There are many, many more kinds of loans possible under Islamic jurisprudence; every time I think I've come across an exhaustive list, I find that there are types of loans that are not included. None of this is to say, of course, that there is no usury in Islamic banking, since there certainly is, to the extent that banks are lazy, bankers are corrupt, and borrowers can be manipulated, all three of which at least sometimes happen in every banking system, and often depend on things other than banking practices. And some of the practices end up being, of course, controversial. Rather, we see that there is much greater emphasis on finding means of profit that avoid association with what falls under the prohibition against usury.

One of the myths that's important to reject is the myth that crackdowns on usury destroy banking systems. The historical record is actually much less clear.
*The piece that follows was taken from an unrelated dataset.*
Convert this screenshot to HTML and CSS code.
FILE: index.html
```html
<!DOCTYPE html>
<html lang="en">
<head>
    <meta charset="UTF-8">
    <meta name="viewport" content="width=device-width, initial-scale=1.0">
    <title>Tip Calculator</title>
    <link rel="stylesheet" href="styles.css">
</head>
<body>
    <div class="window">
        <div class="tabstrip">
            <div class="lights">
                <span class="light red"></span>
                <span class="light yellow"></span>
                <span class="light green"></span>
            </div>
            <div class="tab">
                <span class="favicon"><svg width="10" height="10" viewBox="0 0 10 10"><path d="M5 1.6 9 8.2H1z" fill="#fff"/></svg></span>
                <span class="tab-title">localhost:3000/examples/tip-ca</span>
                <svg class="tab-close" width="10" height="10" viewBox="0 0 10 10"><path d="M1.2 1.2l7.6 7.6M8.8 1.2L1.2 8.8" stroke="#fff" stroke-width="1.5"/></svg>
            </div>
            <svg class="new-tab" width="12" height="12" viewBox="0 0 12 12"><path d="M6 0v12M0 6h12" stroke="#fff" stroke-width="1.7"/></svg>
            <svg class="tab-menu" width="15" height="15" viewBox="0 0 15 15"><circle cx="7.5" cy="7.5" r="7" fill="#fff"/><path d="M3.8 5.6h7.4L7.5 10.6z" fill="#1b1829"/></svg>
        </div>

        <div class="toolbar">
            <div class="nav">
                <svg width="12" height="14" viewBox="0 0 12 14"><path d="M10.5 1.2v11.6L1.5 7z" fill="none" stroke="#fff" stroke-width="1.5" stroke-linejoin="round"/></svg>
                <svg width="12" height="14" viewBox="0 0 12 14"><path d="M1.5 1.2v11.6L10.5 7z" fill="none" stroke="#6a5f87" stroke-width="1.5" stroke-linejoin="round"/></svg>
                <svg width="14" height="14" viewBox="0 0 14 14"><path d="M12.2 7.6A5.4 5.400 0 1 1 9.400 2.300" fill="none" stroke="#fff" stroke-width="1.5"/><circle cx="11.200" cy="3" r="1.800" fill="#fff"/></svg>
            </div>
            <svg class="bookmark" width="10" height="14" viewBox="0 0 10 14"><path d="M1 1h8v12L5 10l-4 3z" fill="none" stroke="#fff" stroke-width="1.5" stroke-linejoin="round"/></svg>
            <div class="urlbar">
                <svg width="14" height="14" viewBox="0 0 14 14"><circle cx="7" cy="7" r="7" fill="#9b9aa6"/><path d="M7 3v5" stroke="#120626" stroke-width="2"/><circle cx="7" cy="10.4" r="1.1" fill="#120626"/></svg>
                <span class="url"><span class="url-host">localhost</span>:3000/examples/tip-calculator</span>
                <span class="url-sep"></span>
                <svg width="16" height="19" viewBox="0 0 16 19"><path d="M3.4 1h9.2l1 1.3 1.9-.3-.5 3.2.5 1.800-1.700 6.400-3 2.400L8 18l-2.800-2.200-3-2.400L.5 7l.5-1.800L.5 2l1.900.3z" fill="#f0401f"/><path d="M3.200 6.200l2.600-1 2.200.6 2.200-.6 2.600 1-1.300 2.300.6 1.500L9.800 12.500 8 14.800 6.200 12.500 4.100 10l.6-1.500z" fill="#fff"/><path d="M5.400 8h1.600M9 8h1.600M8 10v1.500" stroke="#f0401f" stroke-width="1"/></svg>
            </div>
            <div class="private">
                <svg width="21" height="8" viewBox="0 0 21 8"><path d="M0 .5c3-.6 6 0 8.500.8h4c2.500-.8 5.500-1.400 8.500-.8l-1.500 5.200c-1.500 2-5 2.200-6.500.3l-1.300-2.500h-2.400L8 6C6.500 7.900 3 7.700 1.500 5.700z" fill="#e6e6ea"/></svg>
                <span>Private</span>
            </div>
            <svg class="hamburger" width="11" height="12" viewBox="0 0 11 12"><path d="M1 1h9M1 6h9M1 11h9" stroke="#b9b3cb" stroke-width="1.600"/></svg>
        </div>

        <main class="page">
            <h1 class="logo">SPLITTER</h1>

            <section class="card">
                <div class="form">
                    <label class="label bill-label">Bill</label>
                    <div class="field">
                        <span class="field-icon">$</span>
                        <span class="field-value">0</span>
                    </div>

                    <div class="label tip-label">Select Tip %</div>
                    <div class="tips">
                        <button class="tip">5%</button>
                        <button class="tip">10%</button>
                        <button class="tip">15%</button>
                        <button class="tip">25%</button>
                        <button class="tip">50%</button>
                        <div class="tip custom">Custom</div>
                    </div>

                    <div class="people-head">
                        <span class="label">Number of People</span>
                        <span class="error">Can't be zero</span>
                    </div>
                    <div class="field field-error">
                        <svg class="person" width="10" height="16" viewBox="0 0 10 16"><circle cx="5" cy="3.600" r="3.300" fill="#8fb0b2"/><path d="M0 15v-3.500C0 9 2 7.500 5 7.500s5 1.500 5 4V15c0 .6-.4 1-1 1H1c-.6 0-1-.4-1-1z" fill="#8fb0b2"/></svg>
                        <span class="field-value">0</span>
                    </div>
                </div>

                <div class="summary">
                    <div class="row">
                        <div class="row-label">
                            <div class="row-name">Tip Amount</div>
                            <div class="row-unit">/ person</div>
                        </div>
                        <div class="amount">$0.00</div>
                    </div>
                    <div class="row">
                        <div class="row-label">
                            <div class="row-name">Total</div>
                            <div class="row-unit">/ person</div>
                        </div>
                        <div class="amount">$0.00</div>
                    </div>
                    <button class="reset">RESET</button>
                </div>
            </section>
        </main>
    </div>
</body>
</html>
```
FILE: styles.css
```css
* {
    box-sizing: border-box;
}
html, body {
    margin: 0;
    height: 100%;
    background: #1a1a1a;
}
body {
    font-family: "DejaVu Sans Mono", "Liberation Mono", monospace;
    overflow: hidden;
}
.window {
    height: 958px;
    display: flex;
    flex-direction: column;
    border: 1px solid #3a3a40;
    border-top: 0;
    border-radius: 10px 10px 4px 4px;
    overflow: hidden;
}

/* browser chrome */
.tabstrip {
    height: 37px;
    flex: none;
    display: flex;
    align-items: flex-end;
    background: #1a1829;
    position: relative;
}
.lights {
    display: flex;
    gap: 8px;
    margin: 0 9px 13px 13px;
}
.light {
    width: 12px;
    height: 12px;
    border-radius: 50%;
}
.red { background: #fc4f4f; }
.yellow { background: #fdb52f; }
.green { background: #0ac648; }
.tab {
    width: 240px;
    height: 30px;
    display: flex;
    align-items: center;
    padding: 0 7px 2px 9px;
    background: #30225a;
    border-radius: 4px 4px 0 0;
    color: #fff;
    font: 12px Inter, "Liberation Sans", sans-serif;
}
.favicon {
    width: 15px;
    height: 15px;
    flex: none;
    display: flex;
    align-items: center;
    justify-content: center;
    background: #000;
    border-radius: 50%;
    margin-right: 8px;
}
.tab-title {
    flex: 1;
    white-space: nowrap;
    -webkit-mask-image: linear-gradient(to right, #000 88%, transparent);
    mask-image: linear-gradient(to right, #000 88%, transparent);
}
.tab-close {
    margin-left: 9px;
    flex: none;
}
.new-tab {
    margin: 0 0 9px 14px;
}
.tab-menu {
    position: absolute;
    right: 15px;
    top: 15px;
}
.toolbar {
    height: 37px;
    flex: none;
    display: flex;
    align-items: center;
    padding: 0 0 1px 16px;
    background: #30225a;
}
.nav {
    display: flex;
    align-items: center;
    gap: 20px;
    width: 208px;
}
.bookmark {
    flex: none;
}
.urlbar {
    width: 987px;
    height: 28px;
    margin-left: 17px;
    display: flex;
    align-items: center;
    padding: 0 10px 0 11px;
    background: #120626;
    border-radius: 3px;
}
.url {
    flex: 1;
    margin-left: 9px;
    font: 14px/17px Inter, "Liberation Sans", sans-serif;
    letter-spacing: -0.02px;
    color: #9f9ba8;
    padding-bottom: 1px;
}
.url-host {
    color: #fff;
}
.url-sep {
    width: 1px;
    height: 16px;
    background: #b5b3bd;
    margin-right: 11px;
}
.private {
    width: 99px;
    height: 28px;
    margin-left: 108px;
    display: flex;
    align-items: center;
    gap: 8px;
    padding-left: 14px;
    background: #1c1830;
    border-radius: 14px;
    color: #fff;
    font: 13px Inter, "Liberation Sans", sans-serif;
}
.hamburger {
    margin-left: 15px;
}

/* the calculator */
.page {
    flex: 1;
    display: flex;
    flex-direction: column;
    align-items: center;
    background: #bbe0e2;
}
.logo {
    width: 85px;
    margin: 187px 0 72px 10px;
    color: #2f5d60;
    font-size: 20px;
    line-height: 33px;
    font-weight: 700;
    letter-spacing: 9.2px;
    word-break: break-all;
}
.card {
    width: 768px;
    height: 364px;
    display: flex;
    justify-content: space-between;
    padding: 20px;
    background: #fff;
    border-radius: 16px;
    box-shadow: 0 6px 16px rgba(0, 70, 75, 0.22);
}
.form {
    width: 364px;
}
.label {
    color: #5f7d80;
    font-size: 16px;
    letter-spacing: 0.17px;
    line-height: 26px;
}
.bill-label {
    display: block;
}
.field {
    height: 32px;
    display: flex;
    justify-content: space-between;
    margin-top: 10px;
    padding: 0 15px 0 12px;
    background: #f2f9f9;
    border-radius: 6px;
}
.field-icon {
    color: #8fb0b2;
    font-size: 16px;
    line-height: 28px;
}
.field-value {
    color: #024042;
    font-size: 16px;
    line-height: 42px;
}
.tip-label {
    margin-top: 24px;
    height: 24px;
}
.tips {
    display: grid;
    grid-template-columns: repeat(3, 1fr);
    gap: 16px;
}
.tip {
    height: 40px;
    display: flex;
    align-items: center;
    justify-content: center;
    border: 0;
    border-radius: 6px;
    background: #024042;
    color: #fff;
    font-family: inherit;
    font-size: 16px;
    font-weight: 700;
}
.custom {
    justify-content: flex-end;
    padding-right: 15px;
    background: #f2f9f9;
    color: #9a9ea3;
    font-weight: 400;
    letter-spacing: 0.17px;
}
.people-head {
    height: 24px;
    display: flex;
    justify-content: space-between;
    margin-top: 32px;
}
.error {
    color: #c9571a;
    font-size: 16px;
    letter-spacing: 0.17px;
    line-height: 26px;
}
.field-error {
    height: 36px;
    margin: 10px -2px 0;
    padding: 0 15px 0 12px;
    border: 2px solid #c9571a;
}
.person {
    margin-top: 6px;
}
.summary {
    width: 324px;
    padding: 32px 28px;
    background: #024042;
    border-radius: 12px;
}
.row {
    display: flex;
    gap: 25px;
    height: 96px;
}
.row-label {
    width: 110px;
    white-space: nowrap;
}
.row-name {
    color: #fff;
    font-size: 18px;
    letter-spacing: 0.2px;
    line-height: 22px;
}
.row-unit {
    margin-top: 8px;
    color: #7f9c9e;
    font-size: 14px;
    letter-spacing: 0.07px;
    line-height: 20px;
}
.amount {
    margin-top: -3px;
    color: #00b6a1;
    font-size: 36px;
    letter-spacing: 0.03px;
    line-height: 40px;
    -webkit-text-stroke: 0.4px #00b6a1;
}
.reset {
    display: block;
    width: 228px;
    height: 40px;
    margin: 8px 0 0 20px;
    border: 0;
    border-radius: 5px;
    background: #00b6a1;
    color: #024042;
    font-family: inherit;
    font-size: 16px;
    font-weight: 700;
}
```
Sometimes it does, and sometimes it is associated with golden ages of banking, as banks in response apply ingenuity to the situation and come up with new kinds of loans that avoid falling under prohibitions -- generally by giving the borrowers more options, or more power, or more flexibility. Some of these newly discovered types of loans end up being extraordinarily profitable new sources of revenue. That is, sometimes such crackdowns harm incentive to loan; sometimes they increase incentive to find new kinds of loans (and sometimes they also increase trust in the lending system, which is good for lending systems). The degree to which it is one or the other depends on, among other things, (1) relative difficulty of surviving with less lending versus trying to create new kinds of lending as determined by various forms of supply and demand; (2) cultural expectations for banking and political support of innovative institutions; (3) the health of lending systems at the beginning; and (4) the effectiveness with which the reforms instill trust in both lenders and borrowers that they will benefit under this system of exchange.

Finance is essentially contract engineering in matters of money: it is a practical field that provides means to ends, and the only truths it really deals with are those that concern the viability of the means to those ends. The most dangerous assumption that can ever be made with regard to a financial system is that it is some fact written into the nature of things rather than something constructed by many hands to serve practical purposes -- something that could very well be otherwise. Whether or not the alternatives are worth pursuing, of course, is entirely a matter of relative feasibility and what you really want to do.